Later on, government announced that G$5bln will be allocated for the creation of 11,000 part-time jobs in five administrative regions of the country. Earlier, the Bank of Guyana (BOG) in its report for the first quarter of 2022, highlighted that government spending on new capital projects increased by a whopping 170.5 percent. Public expenditure for critical infrastructure projects resulted in an increase in employment. Government also announced fertiliser support to farmers in order to cushion the impact of the rising cost of fertilizer on farmers and to limit the trickle-down effect on food prices by purchasing 1 billion dollars’ worth of fertilizer for free distribution to farmers. In retrospect, it was perhaps based on the Bank’s analysis that President Irfaan Ali in his 55th Independence Anniversary address to the nation, sought to assuage the populace by declaring; “Every person in the local society, now has real opportunity to grow and develop…”
In respect to revenues accrued from oil and gas he assured that ‘the cost of electricity, for instance, must be reduced for both business and household consumption.” (GC 26.5.21) More recently, government announced that there would be a $3 billion supplementary budget to address issues affecting indigenous communities.
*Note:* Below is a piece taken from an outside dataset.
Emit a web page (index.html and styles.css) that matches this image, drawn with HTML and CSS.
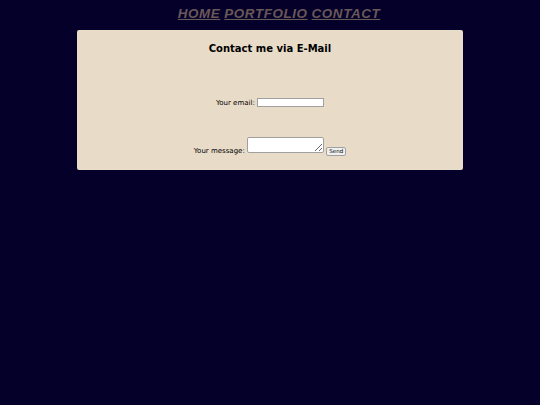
FILE: index.html
```html
<!DOCTYPE html>
<html>
<head>
<meta charset="utf-8">
<link rel="stylesheet" href="styles.css">
</head>
<body>
<nav class="nav">
  <a href="#">HOME</a>
  <a href="#">PORTFOLIO</a>
  <a href="#">CONTACT</a>
</nav>
<main class="card">
  <h1 class="title">Contact me via E-Mail</h1>
  <form class="form">
    <p class="row row-email"><label>Your email:</label> <input type="text" class="email"></p>
    <p class="row row-msg"><label>Your message:</label> <textarea class="msg"></textarea> <button type="button" class="send">Send</button></p>
  </form>
</main>
</body>
</html>
```
FILE: styles.css
```css
html, body {
  margin: 0;
  padding: 0;
  background: #04002a;
}
body {
  font-family: "DejaVu Sans", sans-serif;
}
.nav {
  display: flex;
  justify-content: center;
  gap: 4px;
  padding: 6px 0 0 18px;
  height: 26px;
  box-sizing: border-box;
}
.nav a {
  font-family: "Liberation Sans", Arial, sans-serif;
  font-style: italic;
  font-weight: bold;
  font-size: 13.4px;
  letter-spacing: 0.6px;
  color: #6a5858;
  text-decoration: underline;
  line-height: 16px;
}
.card {
  width: 386px;
  height: 140px;
  margin: 4px auto 0 auto;
  background: #e8dcc8;
  border-radius: 2px;
  box-sizing: border-box;
  padding-top: 12px;
}
.title {
  margin: 0;
  text-align: center;
  font-size: 10px;
  font-weight: bold;
  color: #000;
  line-height: 14px;
}
.form {
  display: block;
}
.row {
  margin: 0;
  text-align: center;
  font-size: 7px;
  line-height: 9px;
  color: #000;
}
.row-email {
  margin-top: 42px;
}
.email {
  width: 67px;
  height: 9px;
  box-sizing: border-box;
  border: 1px solid #a0a0a0;
  background: #fff;
  padding: 0;
  margin: 0;
  font-size: 7px;
}
.row-msg {
  margin-top: 29px;
}
.msg {
  width: 77px;
  height: 16px;
  box-sizing: border-box;
  border: 1px solid #a0a0a0;
  border-radius: 2px;
  background: #fff;
  padding: 0;
  margin: 0;
  font-size: 7px;
  resize: both;
}
.send {
  font-family: "DejaVu Sans", sans-serif;
  font-size: 5.5px;
  height: 9px;
  width: 20px;
  padding: 0;
  margin: 0;
  border: 1px solid #a0a0a0;
  border-radius: 2px;
  background: #f0f0f0;
  color: #000;
}
```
According to S/N editorial of 17.7.’22; ‘It sounds like an impressive sum, but what matters is how it will be distributed, and whether in practice Indigenous communities will have the input they have been promised in the plan’. In this regard, questions have been raised whether there will be a role for the recently announced Monitoring Team for Hinterland Communities (MTHC) for the 3Bln. supplementary budget. Furthermore, the populace has been assured that there will be ‘future interventions’ to address the rising cost of living and that ‘Government continues to be extremely mindful of the realities globally and the realities domestically… and will do all that it can to alleviate the situation.’
The nation was told that government ‘had allocated some $5 billion in the 2022 Budget to cushion the effects of the rising cost of living.’ Retrospectively, it seemed as though government took the cue from the international financial institutions’ prognosis about a looming food crisis and activated the President’s agriculture portfolio for CARICOM. A plan for the region’s food security was hatched and in May 2022, a regional Agri-Investment Expo was realized with a view to reducing the region’s food import bill by 25 per cent by 2025. The government also sought to whip-up support for its call for the removal of non-tariff barriers for agricultural goods throughout the region. However, questions have been raised about the realization of government’s food security related target and which foods it intends to limit by 25 per cent for 2025.
25 by 2025 is obviously a political target. Its realization may require the establishment of Political and Economic Action Committee Engagement (PEACE) whose aim must be to engage at the political, private sector and agricultural levels with a view to ensuring inclusivity, cooperation and consensus in respect to the items that would be limited by 25 per cent. At the end of the day, the big question is, who will be the main beneficiaries of economic growth?